(Web page code records)

* * * * * * *

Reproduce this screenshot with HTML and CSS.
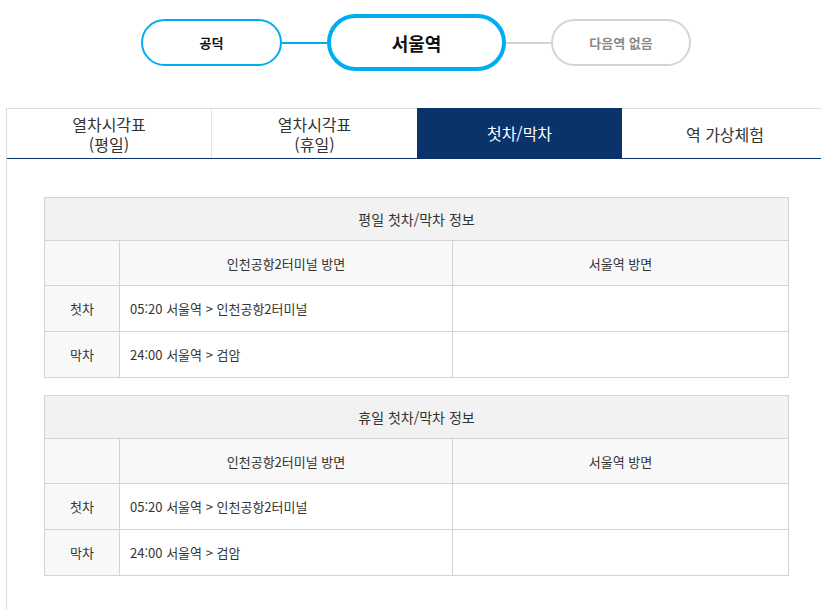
FILE: index.html
```html
<!DOCTYPE html>
<html lang="ko">
<head>
<meta charset="utf-8">
<title>서울역 첫차/막차</title>
<link rel="stylesheet" href="styles.css">
</head>
<body>
<div class="stations">
  <div class="pill pill-prev">공덕</div>
  <div class="link link-on"></div>
  <div class="pill pill-current">서울역</div>
  <div class="link link-off"></div>
  <div class="pill pill-next">다음역 없음</div>
</div>

<div class="panel">
  <div class="tabs">
    <div class="tab tab-1"><span class="tl">열차시각표</span><span class="tl">(평일)</span></div>
    <div class="tab tab-2"><span class="tl">열차시각표</span><span class="tl">(휴일)</span></div>
    <div class="tab tab-3 tab-active">첫차/막차</div>
    <div class="tab tab-4">역 가상체험</div>
  </div>

  <div class="content">
    <table class="info">
      <tr><th class="title" colspan="3">평일 첫차/막차 정보</th></tr>
      <tr class="sub">
        <th class="c1"></th>
        <th class="c2">인천공항2터미널 방면</th>
        <th class="c3">서울역 방면</th>
      </tr>
      <tr>
        <th class="label">첫차</th>
        <td>05:20 서울역 &gt; 인천공항2터미널</td>
        <td></td>
      </tr>
      <tr>
        <th class="label">막차</th>
        <td>24:00 서울역 &gt; 검암</td>
        <td></td>
      </tr>
    </table>

    <table class="info">
      <tr><th class="title" colspan="3">휴일 첫차/막차 정보</th></tr>
      <tr class="sub">
        <th class="c1"></th>
        <th class="c2">인천공항2터미널 방면</th>
        <th class="c3">서울역 방면</th>
      </tr>
      <tr>
        <th class="label">첫차</th>
        <td>05:20 서울역 &gt; 인천공항2터미널</td>
        <td></td>
      </tr>
      <tr>
        <th class="label">막차</th>
        <td>24:00 서울역 &gt; 검암</td>
        <td></td>
      </tr>
    </table>
  </div>
</div>
</body>
</html>
```

FILE: styles.css
```css
html, body {
  margin: 0;
  padding: 0;
  overflow: hidden;
  background: #fff;
}
body {
  font-family: "Noto Sans CJK KR", "Noto Sans", sans-serif;
  color: #333;
  width: 821px;
  height: 610px;
}

.stations {
  display: flex;
  align-items: center;
  padding-top: 14px;
  padding-left: 141px;
  height: 57px;
}
.pill {
  box-sizing: border-box;
  display: flex;
  align-items: center;
  justify-content: center;
  border-radius: 30px;
  font-weight: bold;
  background: #fff;
}
.pill-prev {
  width: 141px;
  height: 47px;
  border: 2px solid #00aeef;
  font-size: 13px;
  color: #111;
}
.pill-current {
  width: 179px;
  height: 57px;
  border: 4px solid #00aeef;
  font-size: 18px;
  color: #111;
}
.pill-next {
  width: 140px;
  height: 47px;
  border: 2px solid #d4d4d4;
  font-size: 13px;
  color: #8a8a8a;
}
.link {
  width: 45px;
  height: 2px;
}
.link-on { background: #00aeef; }
.link-off { background: #d4d4d4; }

.panel {
  margin-top: 37px;
  margin-left: 6px;
  width: 821px;
  border-top: 1px solid #dcdcdc;
  border-left: 1px solid #dcdcdc;
  min-height: 520px;
}
.tabs {
  display: flex;
  border-bottom: 1px solid #0a326b;
  height: 49px;
}
.tab {
  box-sizing: border-box;
  flex: none;
  display: flex;
  flex-direction: column;
  align-items: center;
  justify-content: center;
  text-align: center;
  font-size: 16px;
  line-height: 20px;
  color: #333;
}
.tl {
  display: block;
  height: 20px;
  line-height: 20px;
}
.tab-1 { width: 204px; }
.tab-2 { width: 206px; border-left: 1px solid #e3e3e3; }
.tab-3 { width: 205px; }
.tab-4 { flex: 1; }
.tab-active {
  background: #0a326b;
  color: #fff;
  margin-top: -1px;
}

.content {
  padding: 38px 0 0 37px;
}
.info {
  width: 745px;
  border-collapse: collapse;
  font-size: 13px;
  margin-bottom: 17px;
}
.info th, .info td {
  border: 1px solid #d3d3d3;
  font-weight: normal;
  color: #333;
}
.info .title {
  height: 40px;
  background: #f2f2f2;
  font-size: 14px;
  text-align: center;
}
.info .sub th {
  height: 42px;
  background: #f8f8f8;
  text-align: center;
}
.info .c1 { width: 72px; }
.info .c2 { width: 330px; }
.info .label {
  height: 43px;
  background: #f8f8f8;
  text-align: center;
}
.info td {
  padding: 0 10px;
  background: #fff;
}
```
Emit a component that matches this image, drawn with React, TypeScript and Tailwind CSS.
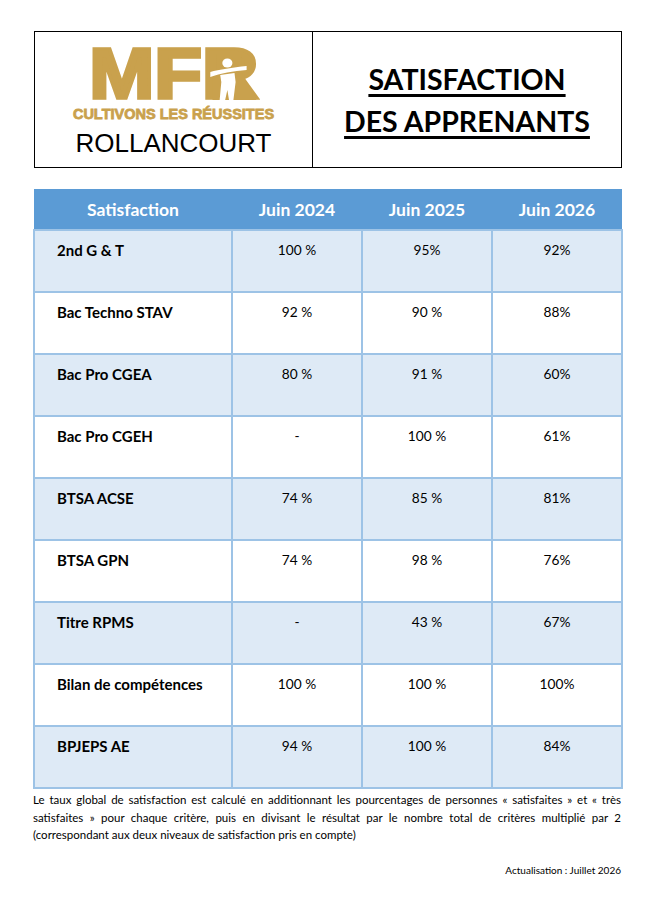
const rows = [
  { label: "2nd G & T", a: "100 %", b: "95%", c: "92%" },
  { label: "Bac Techno STAV", a: "92 %", b: "90 %", c: "88%" },
  { label: "Bac Pro CGEA", a: "80 %", b: "91 %", c: "60%" },
  { label: "Bac Pro CGEH", a: "-", b: "100 %", c: "61%" },
  { label: "BTSA ACSE", a: "74 %", b: "85 %", c: "81%" },
  { label: "BTSA GPN", a: "74 %", b: "98 %", c: "76%" },
  { label: "Titre RPMS", a: "-", b: "43 %", c: "67%" },
  { label: "Bilan de compétences", a: "100 %", b: "100 %", c: "100%" },
  { label: "BPJEPS AE", a: "94 %", b: "100 %", c: "84%" },
];

const Logo = () => {
  return (
    <div className="flex flex-col items-center pt-[4px]">
      <div className="relative scale-x-110">
        <span className="block font-['Liberation_Sans',sans-serif] font-bold text-[71px] leading-[52px] [-webkit-text-stroke:3.5px_#c9a14d] text-[#c9a14d]">
          MFR
        </span>
        {/* little figure cut into the R */}
        <svg className="absolute left-0 top-0" width="154" height="52" viewBox="0 0 154 52">
          <rect x="116" y="6" width="22" height="20" fill="#c9a14d" />
          <path d="M112 24 L138 24 L152 52 L112 52 Z" fill="#c9a14d" />
          <circle cx="125.5" cy="15" r="4.6" fill="#fff" />
          <path d="M110 24 C 118 21.5, 130 19.5, 143 18 L 143 22 C 131 23, 119 25.5, 110 29 Z" fill="#fff" />
          <path d="M119 27 L132 25 L133 34 L131 52 L127 52 L125.5 42 L123.5 52 L118.5 52 L120 34 Z" fill="#fff" />
        </svg>
      </div>
      <span className="mt-[7px] block font-['Liberation_Sans',sans-serif] font-bold text-[14.5px] leading-[14px] [-webkit-text-stroke:0.8px_#c9a14d] text-[#c9a14d]">
        CULTIVONS LES RÉUSSITES
      </span>
      <span className="mt-[9px] block font-['Liberation_Sans',sans-serif] text-[26px] leading-[26px] text-black">
        ROLLANCOURT
      </span>
    </div>
  );
};

export default function App() {
  return (
    <div className="w-[647px] h-[916px] bg-white font-['Lato',sans-serif] text-black">
      <div className="pt-[31px] pl-[34px]">
        <div className="flex w-[588px] h-[137px] border border-black">
          <div className="w-[278px] border-r border-black flex items-center justify-center">
            <Logo />
          </div>
          <div className="flex-1 flex flex-col items-center justify-center">
            <span className="font-bold text-[28.5px] leading-[42px] underline decoration-[3px] underline-offset-[4px]">
              SATISFACTION
            </span>
            <span className="font-bold text-[28.5px] leading-[42px] underline decoration-[3px] underline-offset-[4px]">
              DES APPRENANTS
            </span>
          </div>
        </div>
      </div>

      <table className="mt-[21px] ml-[33px] w-[588px] border-collapse table-fixed">
        <colgroup>
          <col className="w-[198px]" />
          <col className="w-[130px]" />
          <col className="w-[130px]" />
          <col className="w-[130px]" />
        </colgroup>
        <thead>
          <tr className="bg-[#5b9bd5] h-[41px]">
            <th className="pt-[2px] text-white font-bold text-[17.5px] text-center">Satisfaction</th>
            <th className="pt-[2px] text-white font-bold text-[17.5px] text-center">Juin 2024</th>
            <th className="pt-[2px] text-white font-bold text-[17.5px] text-center">Juin 2025</th>
            <th className="pt-[2px] text-white font-bold text-[17.5px] text-center">Juin 2026</th>
          </tr>
        </thead>
        <tbody>
          {rows.map((r, i) => (
            <tr key={r.label} className={i % 2 === 0 ? "bg-[#deeaf6] h-[62px]" : "bg-white h-[62px]"}>
              <td className="border-2 border-[#9dc3e6] align-top pt-[9px] pl-[22px] font-bold text-[15px] leading-[20px]">
                {r.label}
              </td>
              <td className="border-2 border-[#9dc3e6] align-top pt-[9px] text-center text-[13.7px] leading-[20px]">
                {r.a}
              </td>
              <td className="border-2 border-[#9dc3e6] align-top pt-[9px] text-center text-[13.7px] leading-[20px]">
                {r.b}
              </td>
              <td className="border-2 border-[#9dc3e6] align-top pt-[9px] text-center text-[13.7px] leading-[20px]">
                {r.c}
              </td>
            </tr>
          ))}
        </tbody>
      </table>

      <div className="ml-[33px] w-[588px] mt-[2px] text-[11.5px] leading-[17.5px]">
        <p className="text-justify [text-align-last:justify]">
          Le taux global de satisfaction est calculé en additionnant les pourcentages de personnes « satisfaites » et « très
        </p>
        <p className="text-justify [text-align-last:justify]">
          satisfaites » pour chaque critère, puis en divisant le résultat par le nombre total de critères multiplié par 2
        </p>
        <p>(correspondant aux deux niveaux de satisfaction pris en compte)</p>
        <p className="mt-[19px] text-right text-[10px] leading-[14px]">Actualisation : Juillet 2026</p>
      </div>
    </div>
  );
}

* * * * * * *

- _Your goal_:
Count the lines in which the string "with" appears, then report only that figure.

- _Solution_:
2